** Written instruction **
Starting at the first line of the listing below, repeat each line exactly until the line containing "import React from", which you include. Leave out pictures.

** Data lines **
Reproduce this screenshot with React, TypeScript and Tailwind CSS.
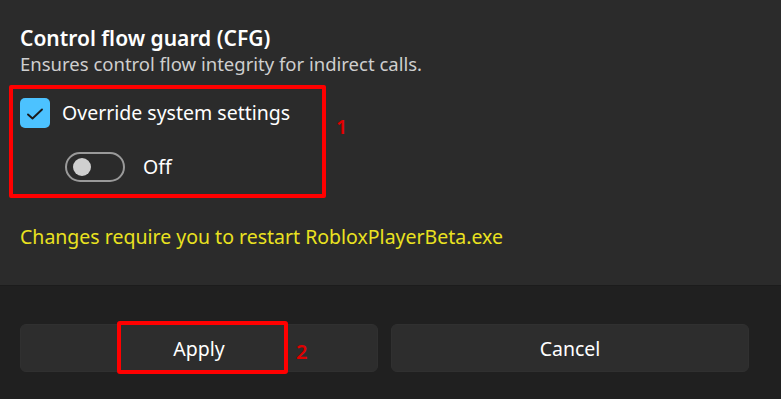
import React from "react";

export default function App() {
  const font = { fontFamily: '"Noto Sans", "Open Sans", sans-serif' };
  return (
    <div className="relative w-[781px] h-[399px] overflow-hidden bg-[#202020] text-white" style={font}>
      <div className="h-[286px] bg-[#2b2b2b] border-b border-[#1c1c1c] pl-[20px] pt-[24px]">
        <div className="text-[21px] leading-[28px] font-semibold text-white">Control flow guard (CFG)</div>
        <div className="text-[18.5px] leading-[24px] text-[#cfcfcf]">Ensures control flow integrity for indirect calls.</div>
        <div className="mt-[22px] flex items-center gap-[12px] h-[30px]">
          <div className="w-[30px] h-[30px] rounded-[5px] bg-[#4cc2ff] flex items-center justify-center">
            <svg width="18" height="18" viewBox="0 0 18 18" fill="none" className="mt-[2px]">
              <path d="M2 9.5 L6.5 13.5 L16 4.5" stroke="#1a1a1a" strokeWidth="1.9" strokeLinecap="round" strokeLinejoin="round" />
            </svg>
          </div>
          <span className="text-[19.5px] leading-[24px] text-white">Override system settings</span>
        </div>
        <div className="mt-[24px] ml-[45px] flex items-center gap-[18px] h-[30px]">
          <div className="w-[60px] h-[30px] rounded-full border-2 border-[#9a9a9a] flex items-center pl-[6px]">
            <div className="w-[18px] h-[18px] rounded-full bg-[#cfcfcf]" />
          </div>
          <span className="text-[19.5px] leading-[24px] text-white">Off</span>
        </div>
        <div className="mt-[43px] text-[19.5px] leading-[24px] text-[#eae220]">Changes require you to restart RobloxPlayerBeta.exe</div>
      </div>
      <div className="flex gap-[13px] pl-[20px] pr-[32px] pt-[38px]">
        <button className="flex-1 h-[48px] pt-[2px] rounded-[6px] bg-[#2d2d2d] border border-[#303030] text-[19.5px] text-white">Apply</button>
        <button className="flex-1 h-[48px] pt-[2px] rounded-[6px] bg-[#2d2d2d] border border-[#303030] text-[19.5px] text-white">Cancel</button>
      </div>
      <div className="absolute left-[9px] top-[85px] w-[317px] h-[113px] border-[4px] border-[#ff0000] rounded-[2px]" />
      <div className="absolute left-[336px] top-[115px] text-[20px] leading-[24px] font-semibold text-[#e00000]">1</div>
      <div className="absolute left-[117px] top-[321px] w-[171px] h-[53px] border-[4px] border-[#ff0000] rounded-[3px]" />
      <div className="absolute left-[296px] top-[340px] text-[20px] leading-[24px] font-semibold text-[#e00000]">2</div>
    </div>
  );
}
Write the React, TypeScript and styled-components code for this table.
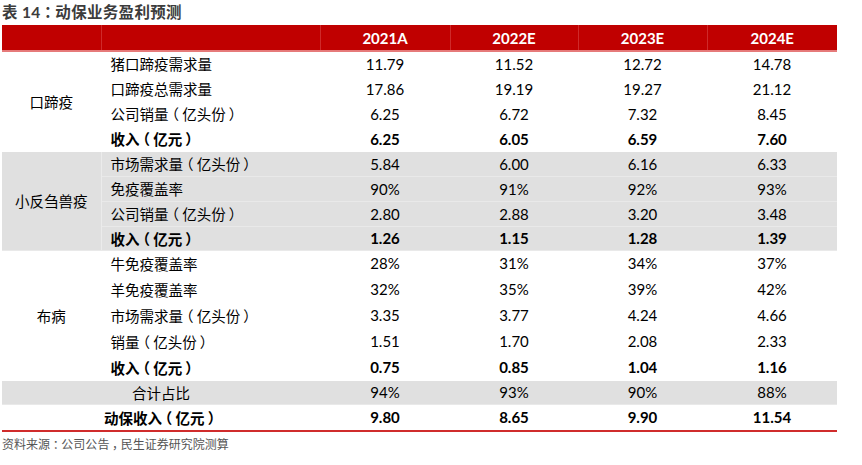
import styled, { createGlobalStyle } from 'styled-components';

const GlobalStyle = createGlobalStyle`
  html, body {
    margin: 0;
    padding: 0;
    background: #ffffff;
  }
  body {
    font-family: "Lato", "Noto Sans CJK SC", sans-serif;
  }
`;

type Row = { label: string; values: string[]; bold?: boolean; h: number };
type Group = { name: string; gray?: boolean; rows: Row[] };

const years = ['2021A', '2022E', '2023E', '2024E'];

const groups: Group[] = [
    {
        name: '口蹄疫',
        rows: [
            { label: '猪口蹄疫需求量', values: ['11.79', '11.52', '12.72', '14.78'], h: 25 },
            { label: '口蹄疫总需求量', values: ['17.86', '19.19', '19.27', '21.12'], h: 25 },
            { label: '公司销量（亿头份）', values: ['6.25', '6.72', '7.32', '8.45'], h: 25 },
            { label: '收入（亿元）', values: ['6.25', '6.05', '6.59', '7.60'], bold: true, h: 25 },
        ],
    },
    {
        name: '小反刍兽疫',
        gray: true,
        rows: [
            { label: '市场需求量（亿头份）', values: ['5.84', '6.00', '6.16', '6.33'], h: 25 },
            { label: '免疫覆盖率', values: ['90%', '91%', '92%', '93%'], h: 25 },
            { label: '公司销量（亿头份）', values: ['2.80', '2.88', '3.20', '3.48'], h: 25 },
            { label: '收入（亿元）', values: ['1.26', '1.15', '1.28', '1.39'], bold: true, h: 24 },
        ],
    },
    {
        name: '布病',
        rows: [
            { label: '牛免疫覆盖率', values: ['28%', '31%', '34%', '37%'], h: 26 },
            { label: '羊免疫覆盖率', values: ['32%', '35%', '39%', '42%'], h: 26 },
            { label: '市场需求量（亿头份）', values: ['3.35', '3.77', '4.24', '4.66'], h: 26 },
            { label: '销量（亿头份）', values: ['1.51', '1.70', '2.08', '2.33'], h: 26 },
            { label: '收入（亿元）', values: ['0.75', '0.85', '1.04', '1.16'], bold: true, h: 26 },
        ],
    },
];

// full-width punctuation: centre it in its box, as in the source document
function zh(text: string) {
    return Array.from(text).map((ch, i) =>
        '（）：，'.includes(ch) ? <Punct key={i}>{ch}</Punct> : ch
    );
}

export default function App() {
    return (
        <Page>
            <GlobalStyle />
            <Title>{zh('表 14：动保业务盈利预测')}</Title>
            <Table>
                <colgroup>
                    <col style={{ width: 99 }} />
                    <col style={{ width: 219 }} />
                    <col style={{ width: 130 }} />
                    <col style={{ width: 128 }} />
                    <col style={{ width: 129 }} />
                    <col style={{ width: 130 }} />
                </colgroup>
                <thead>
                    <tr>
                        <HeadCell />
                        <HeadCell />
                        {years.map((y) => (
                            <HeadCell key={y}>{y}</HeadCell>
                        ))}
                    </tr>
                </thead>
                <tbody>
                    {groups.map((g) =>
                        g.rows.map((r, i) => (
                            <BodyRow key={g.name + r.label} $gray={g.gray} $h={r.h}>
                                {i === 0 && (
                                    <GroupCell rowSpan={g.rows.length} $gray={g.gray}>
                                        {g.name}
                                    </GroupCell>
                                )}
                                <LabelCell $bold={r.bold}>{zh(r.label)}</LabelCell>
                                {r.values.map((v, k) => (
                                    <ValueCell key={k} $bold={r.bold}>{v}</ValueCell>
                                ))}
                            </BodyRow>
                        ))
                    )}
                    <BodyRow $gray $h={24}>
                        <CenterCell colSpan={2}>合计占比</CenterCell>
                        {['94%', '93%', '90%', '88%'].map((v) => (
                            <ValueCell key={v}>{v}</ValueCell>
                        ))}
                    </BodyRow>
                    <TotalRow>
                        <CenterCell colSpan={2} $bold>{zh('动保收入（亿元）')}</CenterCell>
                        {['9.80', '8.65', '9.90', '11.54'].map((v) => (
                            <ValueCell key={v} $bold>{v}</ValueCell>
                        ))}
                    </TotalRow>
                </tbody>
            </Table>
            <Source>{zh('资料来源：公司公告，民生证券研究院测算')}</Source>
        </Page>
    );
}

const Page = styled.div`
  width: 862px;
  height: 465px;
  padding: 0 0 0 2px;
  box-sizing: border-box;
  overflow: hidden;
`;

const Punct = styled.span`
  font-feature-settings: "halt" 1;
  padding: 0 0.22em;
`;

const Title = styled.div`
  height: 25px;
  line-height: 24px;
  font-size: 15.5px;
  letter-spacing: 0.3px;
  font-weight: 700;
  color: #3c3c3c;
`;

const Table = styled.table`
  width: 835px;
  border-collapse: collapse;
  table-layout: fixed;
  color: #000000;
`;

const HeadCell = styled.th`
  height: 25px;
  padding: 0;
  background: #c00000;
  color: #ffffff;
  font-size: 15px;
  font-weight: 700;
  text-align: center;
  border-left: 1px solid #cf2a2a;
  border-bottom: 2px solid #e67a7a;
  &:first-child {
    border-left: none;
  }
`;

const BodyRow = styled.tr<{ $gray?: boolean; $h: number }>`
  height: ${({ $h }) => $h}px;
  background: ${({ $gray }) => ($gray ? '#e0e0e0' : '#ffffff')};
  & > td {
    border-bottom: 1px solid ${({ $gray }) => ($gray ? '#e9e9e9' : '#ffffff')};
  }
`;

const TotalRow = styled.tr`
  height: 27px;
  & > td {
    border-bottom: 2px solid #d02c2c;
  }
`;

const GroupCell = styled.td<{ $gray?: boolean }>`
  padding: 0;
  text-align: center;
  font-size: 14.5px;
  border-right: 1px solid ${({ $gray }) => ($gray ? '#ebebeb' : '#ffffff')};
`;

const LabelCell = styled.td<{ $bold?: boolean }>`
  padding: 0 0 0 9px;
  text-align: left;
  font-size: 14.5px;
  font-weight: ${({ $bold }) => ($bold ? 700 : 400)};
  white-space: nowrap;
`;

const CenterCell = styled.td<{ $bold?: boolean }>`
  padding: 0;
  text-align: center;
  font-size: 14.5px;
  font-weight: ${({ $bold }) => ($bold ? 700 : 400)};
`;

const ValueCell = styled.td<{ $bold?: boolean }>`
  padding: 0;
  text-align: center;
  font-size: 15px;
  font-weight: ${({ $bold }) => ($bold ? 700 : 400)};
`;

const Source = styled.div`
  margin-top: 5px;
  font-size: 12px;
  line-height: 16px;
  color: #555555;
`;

** Answer for the task **
Reproduce this screenshot with React, TypeScript and Tailwind CSS.
import React from "react";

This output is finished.